MAS: Gibt es wesentliche Unterschiede im europäischen Publikum und wie unterscheidet es sich generell vom US-amerikanischen Publikum? Welche Unterschiede können besonders hervorgehoben werden?


Rob McHale: In den USA spiele ich mit meiner Band und solo, meistens in Innenräumen, in Theatern, Cafés, auf historischen Gesellschaften, Bibliotheken und bei Hauskonzerten. Ich spiele auch gelegentlich auf mehreren Festivals und ab und zu gibt es auch Veranstaltungsorte, an denen das Publikum leider recht laut ist. So halte ich mich zurück und übe mich darin, mich mehr zu konzentrieren. Meine Band und ich sind wie fahrende Gesellen, natürlich mein Bruder Pat und Frank Berridge am Bass, Jim Singer mit seiner 150 Jahre alten Geige und Peter McCranie am Dobro. Ich spiele die Akustikgitarre und singe.

MAS: Man liest oft, dass die Zeit für CDs und LPs ablaufen wird und es nur noch Downloads für den Musikkonsum geben wird. Was denkst Du darüber? Wird es so eintreten? Und was wären die Konsequenzen für Dich als Musiker?

Rob McHale: Das Musikgeschäft hat sich im Laufe der Jahre dramatisch verändert und die digitalen Trends haben für uns grundsätzlich gut funktioniert, so dass Künstler Menschen auf der ganzen Welt erreichen können. Im Radio und in anderen Medien gibt es jetzt viel mehr Möglichkeiten, aber die CD-Verkäufe laufen am besten bei Shows. Ich mag es, jemandem etwas Physisches, also eine CD zu geben, die er in der Hand halten und schätzen kann und auch, um die darin enthaltenen Texte zu lesen. Vielleicht gibt es in Zukunft ein Hologramm mit der Kunst und dem Inhalt und die Musik wird nur noch gestreamt. Ich bevorzuge es aber, so wie es jetzt noch ist, mit physischen CDs.

MAS: Welche musikalischen Zukunftspläne hast Du?

Rob McHale: Wir werden wahrscheinlich 2022 mit den Arbeiten zu einem neuen Album beginnen. Das ist immer ein wunderbarer Entwicklungsprozess. Ich liebe es, den Beiträgen der anderen Musiker zu den einzelnen Songs zuzuhören und sie mit einzubeziehen.

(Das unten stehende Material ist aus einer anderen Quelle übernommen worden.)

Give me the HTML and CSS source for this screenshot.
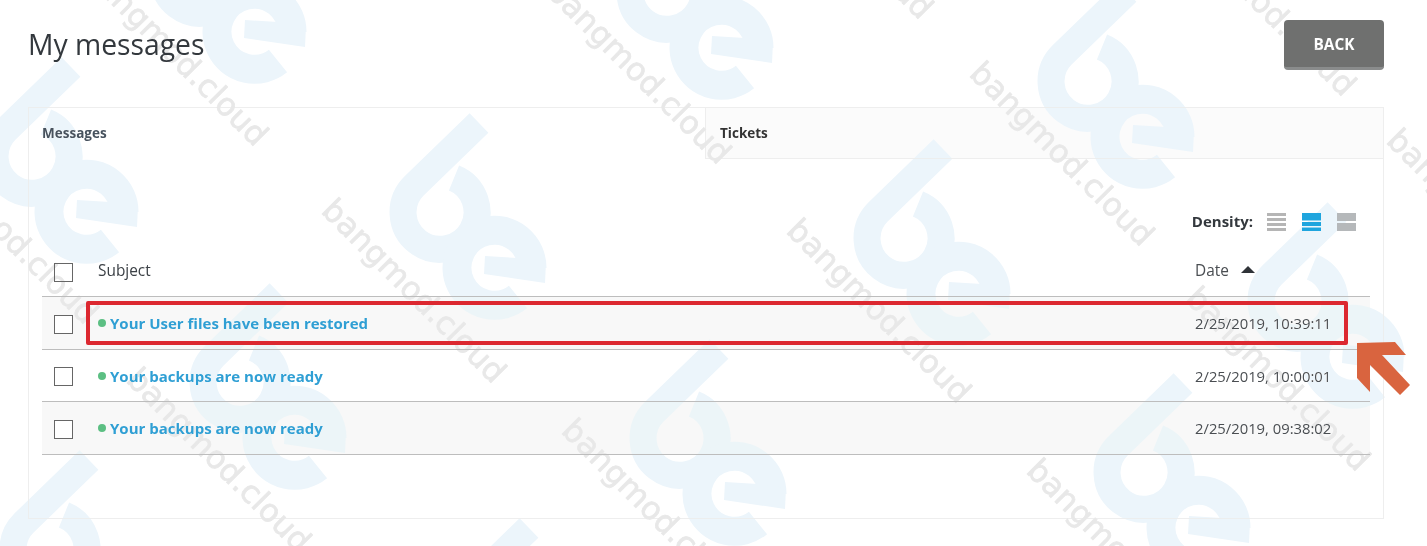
FILE: index.html
```html
<!DOCTYPE html>
<html lang="en">
<head>
<meta charset="utf-8">
<title>My messages</title>
<link rel="stylesheet" href="styles.css">
</head>
<body>
<main class="page">
  <header class="top">
    <h1 class="title">My messages</h1>
    <a class="back" href="#">BACK</a>
  </header>
  <section class="panel">
    <nav class="tabs">
      <a class="tab tab-on" href="#">Messages</a>
      <a class="tab tab-off" href="#">Tickets</a>
    </nav>
    <div class="body">
      <div class="density">
        <span class="density-label">Density:</span>
        <svg class="dicon" viewBox="0 0 19 18"><path class="d-grey" d="M0 0h19v3H0zM0 5h19v3H0zM0 10h19v3H0zM0 15h19v3H0z"/></svg>
        <svg class="dicon" viewBox="0 0 19 18"><path class="d-blue" d="M0 0h19v7.500H0zM0 9h19v4H0zM0 14.500h19v3.500H0z"/></svg>
        <svg class="dicon" viewBox="0 0 19 18"><path class="d-grey2" d="M0 0h19v8H0zM0 10h19v8H0z"/></svg>
      </div>
      <div class="row head">
        <span class="check"></span>
        <span class="subject">Subject</span>
        <span class="date">Date <i class="caret"></i></span>
      </div>
      <div class="row item odd tall">
        <span class="check"></span>
        <span class="subject"><i class="dot"></i><a class="link" href="#">Your User files have been restored</a></span>
        <span class="date">2/25/2019, 10:39:11</span>
      </div>
      <div class="row item">
        <span class="check"></span>
        <span class="subject"><i class="dot"></i><a class="link" href="#">Your backups are now ready</a></span>
        <span class="date">2/25/2019, 10:00:01</span>
      </div>
      <div class="row item odd tall">
        <span class="check"></span>
        <span class="subject"><i class="dot"></i><a class="link" href="#">Your backups are now ready</a></span>
        <span class="date">2/25/2019, 09:38:02</span>
      </div>
    </div>
  </section>
</main>

<svg class="mark" viewBox="0 0 1427 546" aria-hidden="true">
  <defs>
    <g id="logo">
      <path class="logo-b" d="M479 123L414 186A37 37 0 1 0 454 178"/>
      <path class="logo-e" d="M518 297A37.500 37.500 0 1 1 532 268"/>
      <path class="logo-fill" d="M485 256L518 258L546 262L545 283L484 274Z"/>
    </g>
  </defs>
  <use href="#logo" x="0" y="0"/>
  <use href="#logo" x="464" y="26"/>
  <use href="#logo" x="240" y="226"/>
  <use href="#logo" x="-200" y="170"/>
  <use href="#logo" x="-408" y="-56"/>
  <use href="#logo" x="-240" y="-236"/>
  <use href="#logo" x="227" y="-220"/>
  <use href="#logo" x="648" y="-131"/>
  <use href="#logo" x="858" y="89"/>
  <use href="#logo" x="704" y="260"/>
  <use href="#logo" x="-390" y="337"/>
  <use href="#logo" x="50" y="405"/>
  <g class="mark-text">
    <text transform="translate(82 -25) rotate(45)">bangmod.cloud</text>
    <text transform="translate(320 212) rotate(45)">bangmod.cloud</text>
    <text transform="translate(785 232) rotate(45)">bangmod.cloud</text>
    <text transform="translate(968 75) rotate(45)">bangmod.cloud</text>
    <text transform="translate(1184 300) rotate(45)">bangmod.cloud</text>
    <text transform="translate(560 432) rotate(45)">bangmod.cloud</text>
    <text transform="translate(1025 472) rotate(45)">bangmod.cloud</text>
    <text transform="translate(125 381) rotate(45)">bangmod.cloud</text>
    <text transform="translate(-88 153) rotate(45)">bangmod.cloud</text>
    <text transform="translate(545 -7) rotate(45)">bangmod.cloud</text>
    <text transform="translate(747 -152) rotate(45)">bangmod.cloud</text>
    <text transform="translate(1170 -75) rotate(45)">bangmod.cloud</text>
    <text transform="translate(1385 142) rotate(45)">bangmod.cloud</text>
  </g>
</svg>

<div class="callout"></div>
<svg class="arrow" viewBox="0 0 60 60" aria-hidden="true">
  <path d="M3 5L41 4L52 17L28 17L56 47L46 57L16 27L16 54L3 40Z"/>
</svg>
</body>
</html>
```
FILE: styles.css
```css
* { box-sizing: border-box; }
html, body { margin: 0; height: 100%; }
body {
  position: relative;
  width: 1427px;
  height: 546px;
  overflow: hidden;
  background: #fff;
  font-family: "Open Sans", sans-serif;
  color: #333;
}
.page { padding: 20px 43px 0 28px; }
.top {
  display: flex;
  justify-content: space-between;
  align-items: flex-start;
  height: 87px;
}
.title {
  margin: 0;
  font-size: 28.300px;
  font-weight: 400;
  line-height: 49px;
  color: #33383d;
}
.back {
  width: 100px;
  height: 50px;
  border-radius: 4px;
  border-bottom: 3px solid #8a8c8c;
  background: #6f706f;
  color: #fff;
  font-size: 15.400px;
  font-weight: 700;
  line-height: 49px;
  text-align: center;
  text-decoration: none;
}
.panel {
  height: 412px;
  border: 1px solid #eeeeee;
}
.tabs {
  display: grid;
  grid-template-columns: 676px 1fr;
  height: 50px;
}
.tab {
  padding-left: 13px;
  font-size: 13.500px;
  font-weight: 700;
  line-height: 50px;
  text-decoration: none;
  color: #333;
}
.tab-on { color: #47525e; }
.tab-off {
  padding-left: 14px;
  background: #fbfbfb;
  border-left: 1px solid #eeeeee;
  border-bottom: 1px solid #eeeeee;
}
.body { padding: 0 13px; }
.density {
  display: flex;
  justify-content: flex-end;
  align-items: center;
  gap: 16px;
  height: 24px;
  margin-top: 52px;
  padding-right: 14px;
}
.density-label {
  margin-right: -2px;
  padding-bottom: 3px;
  font-size: 15px;
  font-weight: 700;
  color: #33383d;
}
.dicon { width: 19px; height: 18px; display: block; }
.d-grey { fill: #b5b5b5; }
.d-blue { fill: #1fa5de; }
.d-grey2 { fill: #b5b8ba; }
.row {
  display: grid;
  grid-template-columns: 56px 1fr 175px;
  align-items: center;
  border-bottom: 1px solid #bdbdbd;
}
.head {
  height: 63px;
  padding-top: 25px;
  align-items: start;
  font-size: 15.400px;
  color: #3c4146;
}
.head .check { margin-top: 4px; }
.head .subject { line-height: 24px; }
.head .date { line-height: 24px; }
.item { height: 52px; font-size: 14.800px; }
.item .check { margin-top: 2px; }
.tall { height: 53px; }
.odd { background: #f8f8f8; }
.check {
  width: 19px;
  height: 19px;
  margin-left: 12px;
  border: 1px solid #666;
  background: #fff;
}
.subject { display: flex; align-items: center; }
.dot {
  width: 8px;
  height: 8px;
  margin-right: 4px;
  border-radius: 50%;
  background: #5cbf83;
}
.link {
  font-size: 15px;
  font-weight: 700;
  color: #2f9fd4;
  text-decoration: none;
}
.date { color: #4a4e52; }
.caret {
  display: inline-block;
  width: 0;
  height: 0;
  margin-left: 8px;
  vertical-align: 3px;
  border-left: 7px solid transparent;
  border-right: 7px solid transparent;
  border-bottom: 7px solid #2f3338;
}
.mark {
  position: absolute;
  left: 0;
  top: 0;
  width: 1427px;
  height: 546px;
  pointer-events: none;
  mix-blend-mode: darken;
}
.logo-b, .logo-e { fill: none; stroke: #ecf5fb; }
.logo-b { stroke-width: 27; }
.logo-e { stroke-width: 29; }
.logo-fill { fill: #ecf5fb; }
.mark-text {
  font-family: "DejaVu Sans", sans-serif;
  font-size: 31.500px;
  fill: #e8e8e8;
  stroke: #e8e8e8;
  stroke-width: 0.700px;
  stroke-linejoin: round;
}
.callout {
  position: absolute;
  left: 86px;
  top: 301px;
  width: 1262px;
  height: 44px;
  border: 4px solid #dc2830;
  border-radius: 2px;
}
.arrow {
  position: absolute;
  left: 1354px;
  top: 338px;
  width: 60px;
  height: 60px;
}
.arrow path { fill: #d9643f; }
```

MAS: Gibt es Musiker, mit denen Du gern einmal für ein Album zusammenarbeiten möchtest, und warum?

Rob McHale: Wenn es eine Studioproduktion gibt, von der ich träume, dann ist das eine zusammen mit Gordon Lightfoot. Ich mag seine Art und seine Musik, und weil er überhaupt ein ganz toller Mensch ist, und man gern mit ihm zusammen ist. „The Wreck of the Edmond Fitzgerald" ist bis heute einer meiner liebsten Songs.

MAS: Würdest Du auch andere Musik als jetzt aufnehmen und spielen, wenn Du damit mehr Geld verdienen könntest? Wenn, welche Musik würdest Du spielen, um damit in die Charts zu kommen?

Rob McHale: Ich bin glücklich mit dem, was ich musikalisch umsetze, ich spiele mit wunderbaren Leuten in der Band und halte gern die Tradition des Geschichtenerzählens und der Geschichte am Leben. Das Folk-Publikum ist zwar kleiner als das des der Mainstreams, jedoch gehöre ich genau hier hin. Originaltext hierzu: "I don’t think this horse can be painted a different color."

MAS: Zu guter Letzt: Gibt es etwas, das Du speziell den Lesern von Musik An Sich als Botschaft mitgeben möchtest?

Rob McHale: Ich möchte insbesondere den Lesern von Musik An Sich und den hervorragenden Mitarbeitern dafür danken, dass sie sich auch so sehr für die Folk-Musik einsetzen, das spielt für mich eine wichtige Rolle. Ihr seid Teil der Lebensader von Künstlern und es bedeutet uns allen sehr viel, Menschen zu haben, mit denen wir unsere Musik teilen können. Sie sind die Lebensader der Künstler und es bedeutet uns allen sehr viel, Menschen zu haben, mit denen wir Musik teilen können. Vielen, vielen Dank, und ich hoffe, Euch alle "auf der anderen Seite" (the flip side) zu sehen.